Question
Answer and Explanation
In R, to keep rows in a data frame where a specific field (column) is not null (i.e., not NA), you can use the !is.na() function in conjunction with subsetting.
Here's a detailed explanation with examples:
1. The `!is.na()` Function:
- The is.na() function returns a logical vector indicating which elements are NA (Not Available, representing missing values). The ! (negation) operator inverts this logical vector, so !is.na() returns TRUE for non-NA values and FALSE for NA values.
2. Subsetting with Logical Vectors:
- You can use a logical vector to subset a data frame, keeping only the rows where the corresponding element in the logical vector is TRUE.
Example:
Let's say you have a data frame named df with a column named 'my_column' that contains some NA values. Here's how you would keep only the rows where 'my_column' is not NA:
R
# Create a sample data frame
df <- data.frame(
id = 1:5,
my_column = c("A", "B", NA, "D", NA)
)
# Print the original data frame
print("Original Data Frame:")
print(df)
# Keep rows where 'my_column' is not NA
df_filtered <- df[!is.na(df$my_column), ]

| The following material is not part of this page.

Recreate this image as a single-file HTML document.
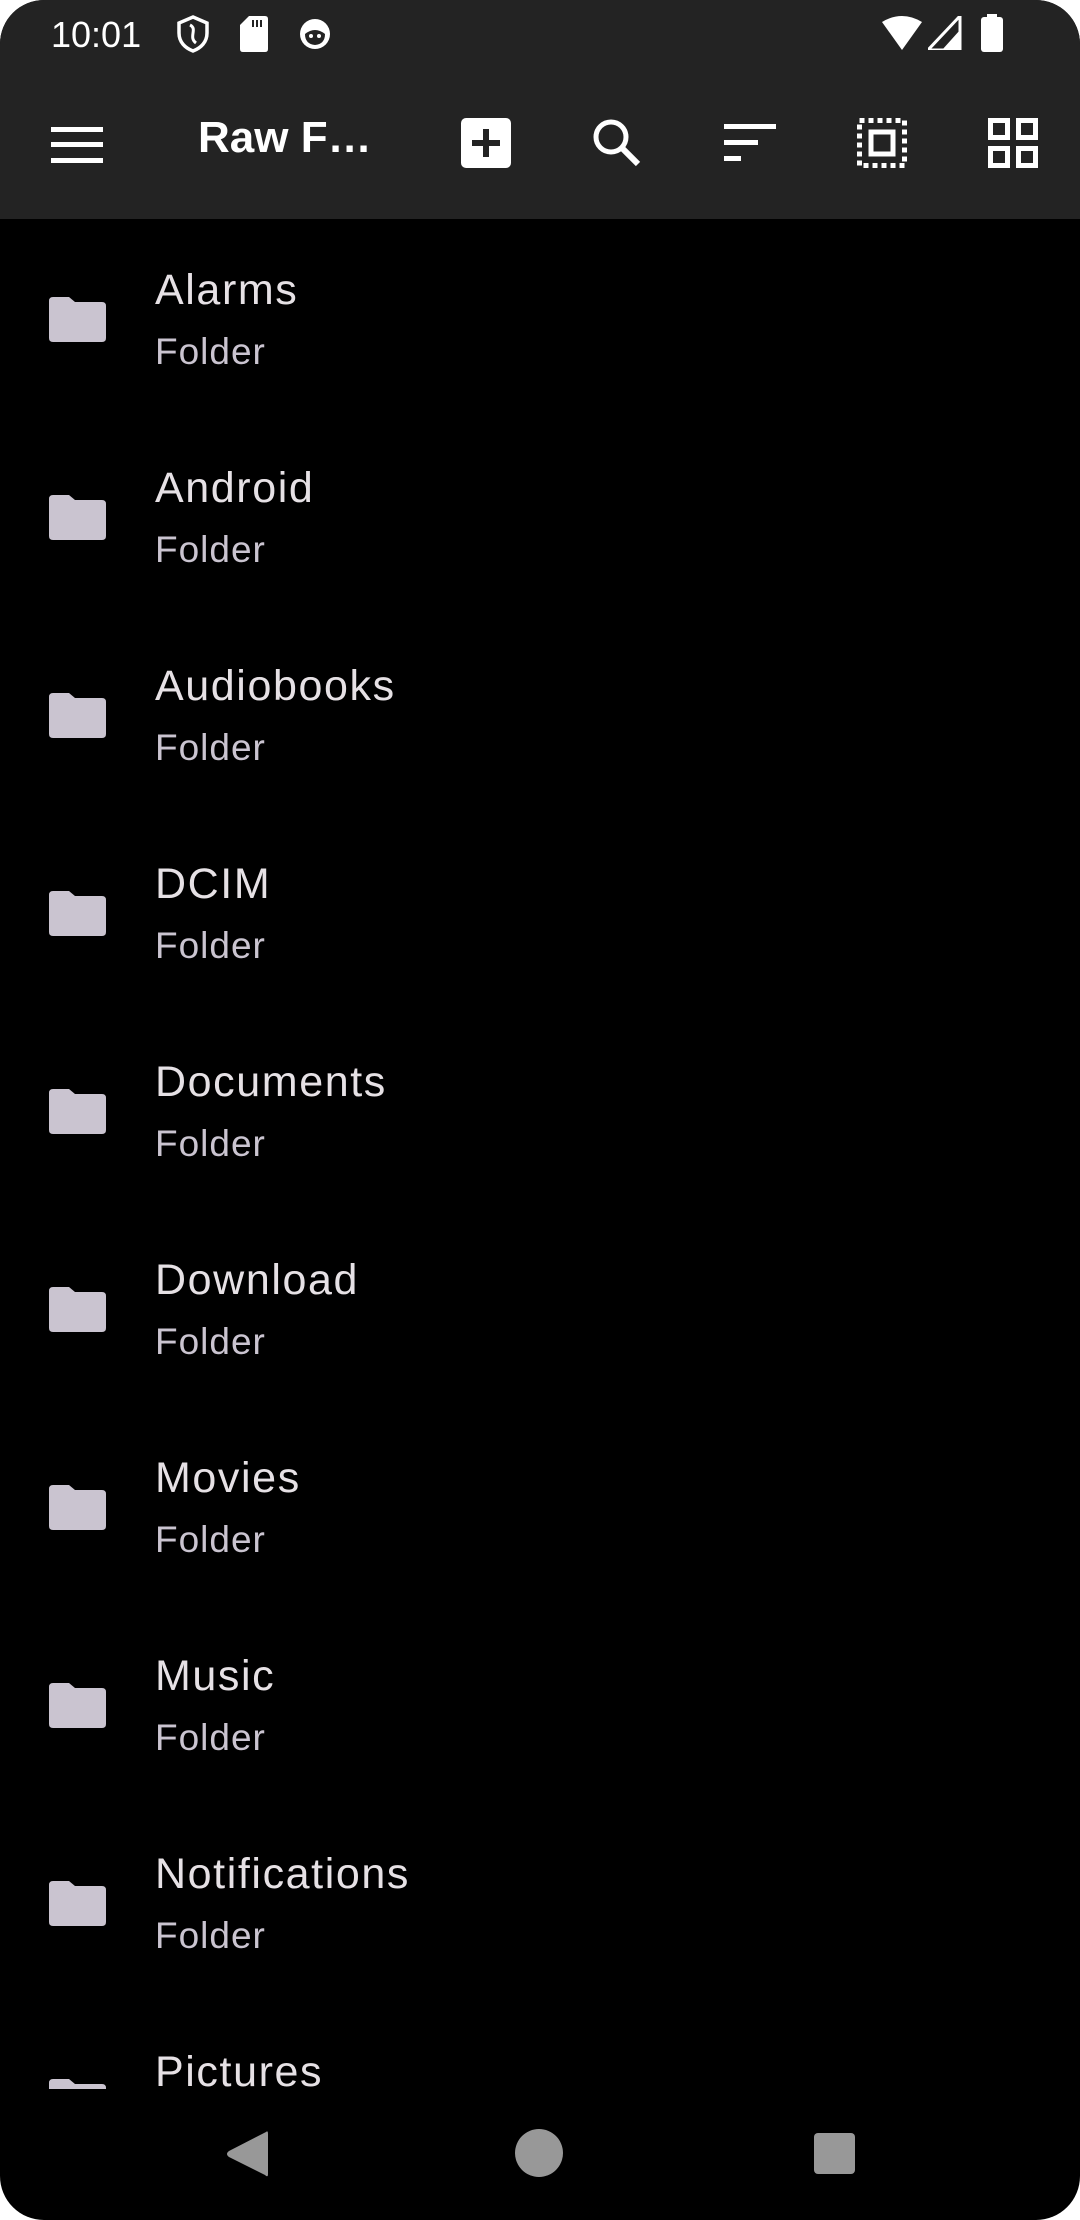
<!DOCTYPE html>
<html><head><meta charset="utf-8"><style>
*{margin:0;padding:0;box-sizing:border-box}
html,body{width:1080px;height:2220px;background:#fff;overflow:hidden}
#phone{position:absolute;left:0;top:0;width:1080px;height:2220px;background:#000;border-radius:44px;overflow:hidden;font-family:"Liberation Sans",sans-serif}
#top{position:absolute;left:0;top:0;width:1080px;height:219px;background:#232323}
.t{position:absolute;color:#fff}
#list{position:absolute;left:0;top:219px;width:1080px;height:1870px;overflow:hidden}
.row{position:absolute;left:0;width:1080px;height:198px}
.row svg{position:absolute;left:49px;top:78px}
.n{position:absolute;left:155px;top:46px;font-size:43px;color:#e6e1e5;letter-spacing:1.6px;line-height:50px}
.s{position:absolute;left:155px;top:111px;font-size:37px;color:#cac4d0;letter-spacing:1px;line-height:44px}
</style></head><body><div id="phone">
<div id="top">
<div class="t" style="left:51px;top:14px;font-size:36px">10:01</div>
<svg style="position:absolute;left:176px;top:15px" width="34" height="38" viewBox="0 0 34 38"><path d="M17 2 L31 8 V18 C31 27 25 33 17 36 C9 33 3 27 3 18 V8 Z" fill="none" stroke="#fff" stroke-width="3.5"/><path d="M14 10 C22 14 12 22 20 28" fill="none" stroke="#fff" stroke-width="3"/></svg>
<svg style="position:absolute;left:240px;top:16px" width="28" height="36"><path d="M9 0 H25 Q28 0 28 3 V33 Q28 36 25 36 H3 Q0 36 0 33 V9 Z" fill="#fff"/><rect x="12" y="4" width="2" height="7" fill="#232323"/><rect x="16" y="4" width="2" height="7" fill="#232323"/><rect x="20" y="4" width="2" height="7" fill="#232323"/></svg>
<svg style="position:absolute;left:298px;top:17px" width="34" height="34"><circle cx="17" cy="17" r="15" fill="#fff"/><path d="M7 17 Q17 9 27 17 Q27 27 17 28 Q7 27 7 17Z" fill="#232323"/><circle cx="13" cy="19" r="2" fill="#fff"/><circle cx="21" cy="19" r="2" fill="#fff"/></svg>
<svg style="position:absolute;left:882px;top:16px" width="40" height="34"><path d="M0 6 Q20 -6 40 6 L20 34Z" fill="#fff"/></svg>
<svg style="position:absolute;left:928px;top:16px" width="34" height="34"><path d="M32 0 V34 H0Z" fill="none" stroke="#fff" stroke-width="3"/><path d="M32 14 V34 H14Z" fill="#fff"/></svg>
<svg style="position:absolute;left:981px;top:14px" width="22" height="38"><rect x="6" y="0" width="10" height="4" fill="#fff"/><rect x="0" y="3" width="22" height="35" rx="3" fill="#fff"/></svg>
<svg style="position:absolute;left:51px;top:127px" width="52" height="36"><rect y="0" width="52" height="5" fill="#fff"/><rect y="15" width="52" height="5" fill="#fff"/><rect y="31" width="52" height="5" fill="#fff"/></svg>
<div class="t" style="left:198px;top:113px;font-size:44px;font-weight:bold;letter-spacing:0">Raw F…</div>
<svg style="position:absolute;left:461px;top:118px" width="50" height="50"><rect width="50" height="50" rx="5" fill="#fff"/><rect x="22" y="11" width="6" height="28" fill="#232323"/><rect x="11" y="22" width="28" height="6" fill="#232323"/></svg>
<svg style="position:absolute;left:592px;top:118px" width="50" height="50"><circle cx="19" cy="19" r="15" fill="none" stroke="#fff" stroke-width="5"/><path d="M30 30 L46 46" stroke="#fff" stroke-width="6"/></svg>
<svg style="position:absolute;left:724px;top:124px" width="52" height="38"><rect x="0" y="0" width="52" height="5" fill="#fff"/><rect x="0" y="16" width="34" height="5" fill="#fff"/><rect x="0" y="32" width="17" height="5" fill="#fff"/></svg>
<svg style="position:absolute;left:857px;top:118px" width="50" height="50"><rect x="2.5" y="2.5" width="45" height="45" fill="none" stroke="#fff" stroke-width="5" stroke-dasharray="5 4"/><rect x="14" y="14" width="22" height="22" fill="none" stroke="#fff" stroke-width="5"/></svg>
<svg style="position:absolute;left:988px;top:118px" width="50" height="50"><g fill="none" stroke="#fff" stroke-width="5"><rect x="2.5" y="2.5" width="17" height="17"/><rect x="30.5" y="2.5" width="17" height="17"/><rect x="2.5" y="30.5" width="17" height="17"/><rect x="30.5" y="30.5" width="17" height="17"/></g></svg>
</div>
<div id="list">
<div class="row" style="top:0"><svg width="57" height="45" viewBox="0 0 57 45"><path d="M4 0 H20 L26 5 H53 Q57 5 57 9 V41 Q57 45 53 45 H4 Q0 45 0 41 V4 Q0 0 4 0Z" fill="#cac4d0"/></svg><div class="n">Alarms</div><div class="s">Folder</div></div>
<div class="row" style="top:198px"><svg width="57" height="45" viewBox="0 0 57 45"><path d="M4 0 H20 L26 5 H53 Q57 5 57 9 V41 Q57 45 53 45 H4 Q0 45 0 41 V4 Q0 0 4 0Z" fill="#cac4d0"/></svg><div class="n">Android</div><div class="s">Folder</div></div>
<div class="row" style="top:396px"><svg width="57" height="45" viewBox="0 0 57 45"><path d="M4 0 H20 L26 5 H53 Q57 5 57 9 V41 Q57 45 53 45 H4 Q0 45 0 41 V4 Q0 0 4 0Z" fill="#cac4d0"/></svg><div class="n">Audiobooks</div><div class="s">Folder</div></div>
<div class="row" style="top:594px"><svg width="57" height="45" viewBox="0 0 57 45"><path d="M4 0 H20 L26 5 H53 Q57 5 57 9 V41 Q57 45 53 45 H4 Q0 45 0 41 V4 Q0 0 4 0Z" fill="#cac4d0"/></svg><div class="n">DCIM</div><div class="s">Folder</div></div>
<div class="row" style="top:792px"><svg width="57" height="45" viewBox="0 0 57 45"><path d="M4 0 H20 L26 5 H53 Q57 5 57 9 V41 Q57 45 53 45 H4 Q0 45 0 41 V4 Q0 0 4 0Z" fill="#cac4d0"/></svg><div class="n">Documents</div><div class="s">Folder</div></div>
<div class="row" style="top:990px"><svg width="57" height="45" viewBox="0 0 57 45"><path d="M4 0 H20 L26 5 H53 Q57 5 57 9 V41 Q57 45 53 45 H4 Q0 45 0 41 V4 Q0 0 4 0Z" fill="#cac4d0"/></svg><div class="n">Download</div><div class="s">Folder</div></div>
<div class="row" style="top:1188px"><svg width="57" height="45" viewBox="0 0 57 45"><path d="M4 0 H20 L26 5 H53 Q57 5 57 9 V41 Q57 45 53 45 H4 Q0 45 0 41 V4 Q0 0 4 0Z" fill="#cac4d0"/></svg><div class="n">Movies</div><div class="s">Folder</div></div>
<div class="row" style="top:1386px"><svg width="57" height="45" viewBox="0 0 57 45"><path d="M4 0 H20 L26 5 H53 Q57 5 57 9 V41 Q57 45 53 45 H4 Q0 45 0 41 V4 Q0 0 4 0Z" fill="#cac4d0"/></svg><div class="n">Music</div><div class="s">Folder</div></div>
<div class="row" style="top:1584px"><svg width="57" height="45" viewBox="0 0 57 45"><path d="M4 0 H20 L26 5 H53 Q57 5 57 9 V41 Q57 45 53 45 H4 Q0 45 0 41 V4 Q0 0 4 0Z" fill="#cac4d0"/></svg><div class="n">Notifications</div><div class="s">Folder</div></div>
<div class="row" style="top:1782px"><svg width="57" height="45" viewBox="0 0 57 45"><path d="M4 0 H20 L26 5 H53 Q57 5 57 9 V41 Q57 45 53 45 H4 Q0 45 0 41 V4 Q0 0 4 0Z" fill="#cac4d0"/></svg><div class="n">Pictures</div><div class="s">Folder</div></div>
</div>
<svg style="position:absolute;left:225px;top:2130px" width="44" height="48"><path d="M41 2 Q43 0 43 4 V44 Q43 48 40 45 L4 27 Q0 24 4 21Z" fill="#989898"/></svg>
<div style="position:absolute;left:515px;top:2129px;width:48px;height:48px;border-radius:50%;background:#989898"></div>
<div style="position:absolute;left:814px;top:2133px;width:41px;height:41px;border-radius:4px;background:#989898"></div>
</div></body></html>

# Print the filtered data frame
print("Filtered Data Frame:")
print(df_filtered)
Explanation of the Code:
- First, a sample data frame df is created with an id column and a my_column column that includes some NA values.
- The line df_filtered <- df[!is.na(df$my_column), ] does the filtering. It subsets df, keeping only the rows where !is.na(df$my_column) is TRUE (i.e., where my_column is not NA). The comma after the condition means that you're selecting all columns.

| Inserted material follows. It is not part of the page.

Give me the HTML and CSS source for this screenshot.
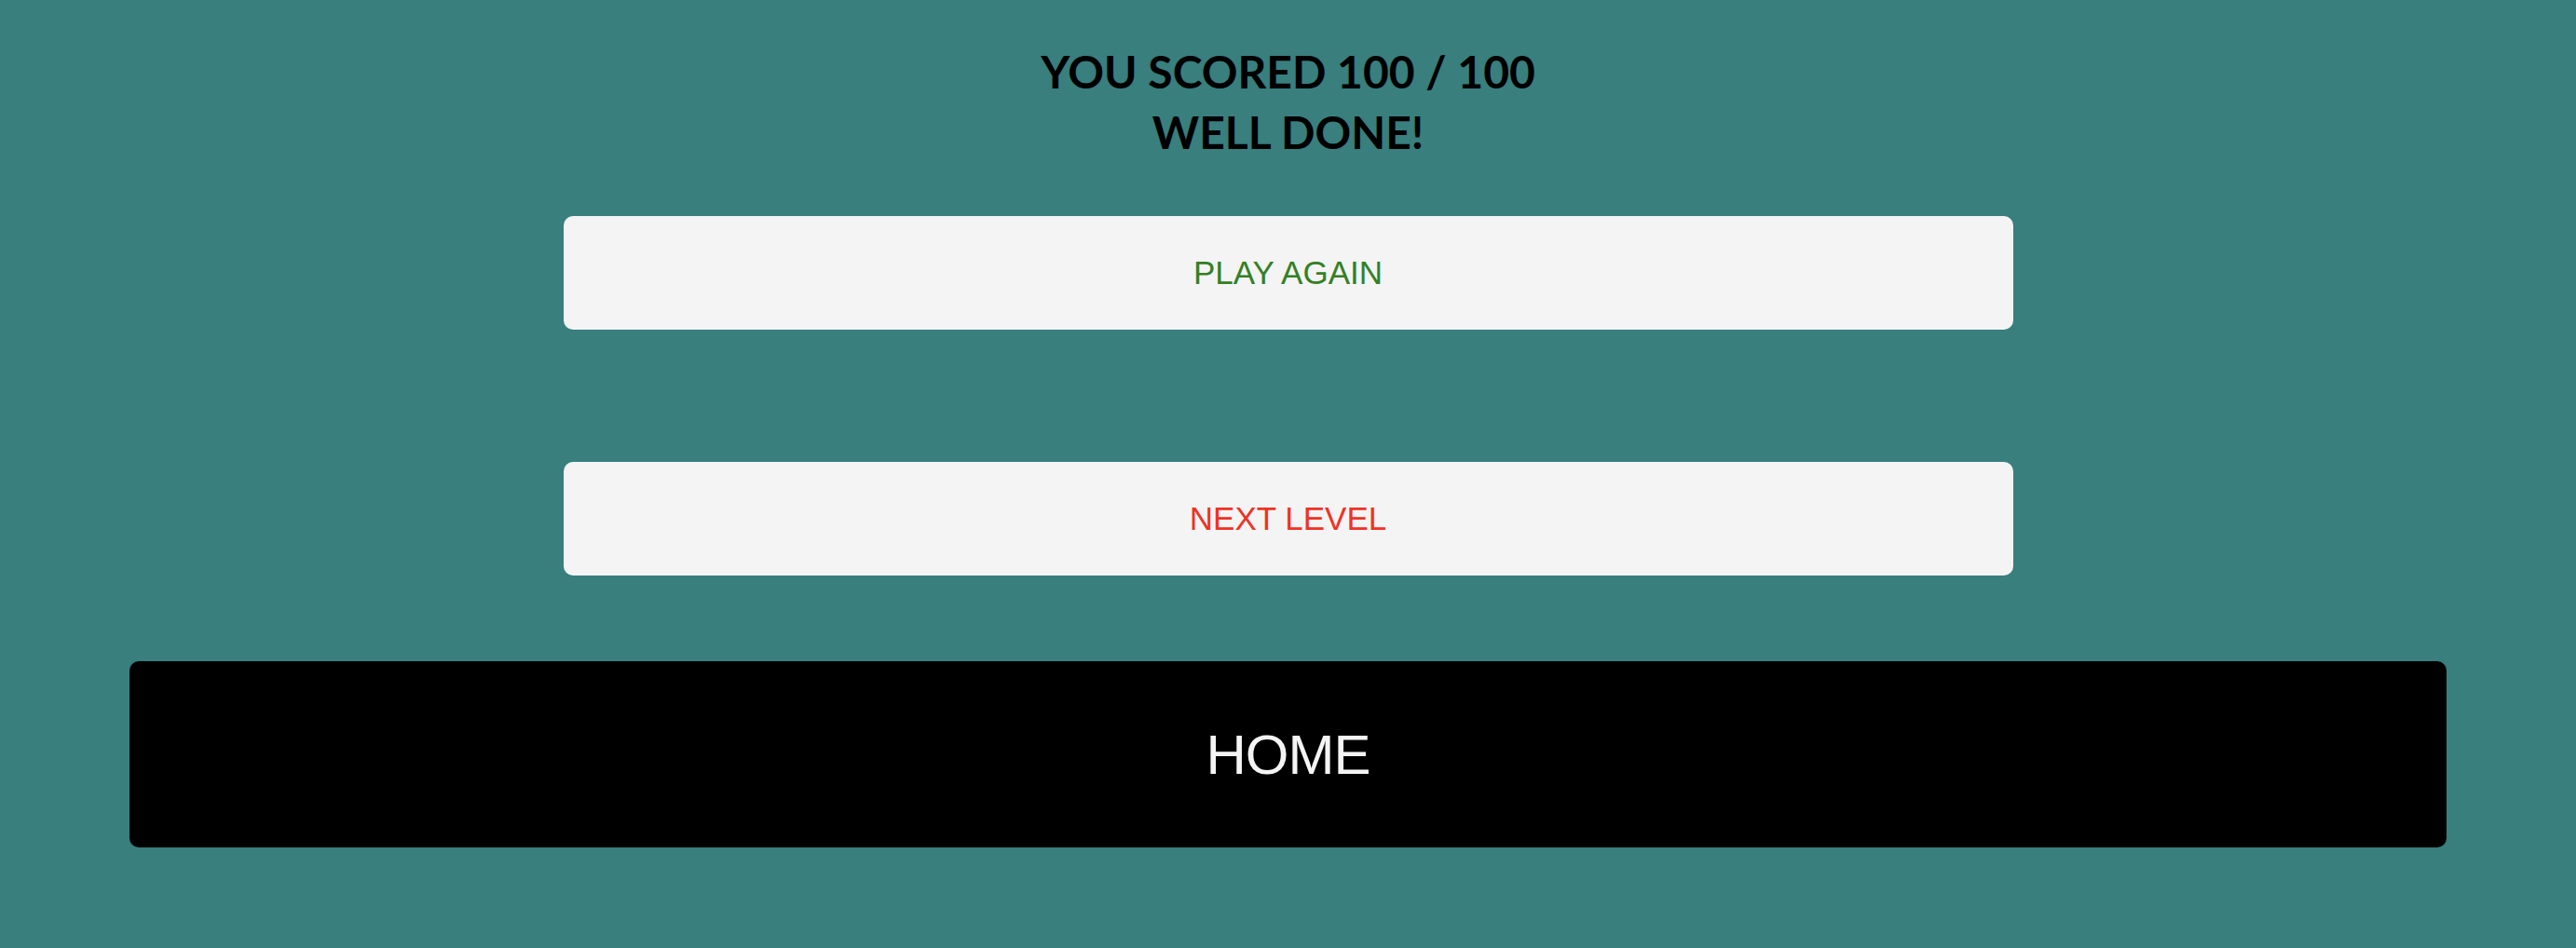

Alternative using `dplyr` package:
If you prefer using the dplyr package, which is part of the tidyverse, you can achieve the same result using the filter() function:
R
library(dplyr)
# Assuming your data frame is called df
df_filtered <- df %>%
filter(!is.na(my_column))
print(df_filtered)
Explanation of the dplyr code:
- library(dplyr) loads the dplyr package.
- df %>% filter(!is.na(my_column)) pipes the data frame df into the filter() function, which keeps only the rows where my_column is not NA.
Both methods achieve the same result: removing rows where the specified column has NA values, effectively keeping only the rows with non-null values in that field. Choose the method that best suits your coding style and project requirements. The base R method is more self-contained, while the dplyr method is often preferred for its readability and integration with other data manipulation tasks.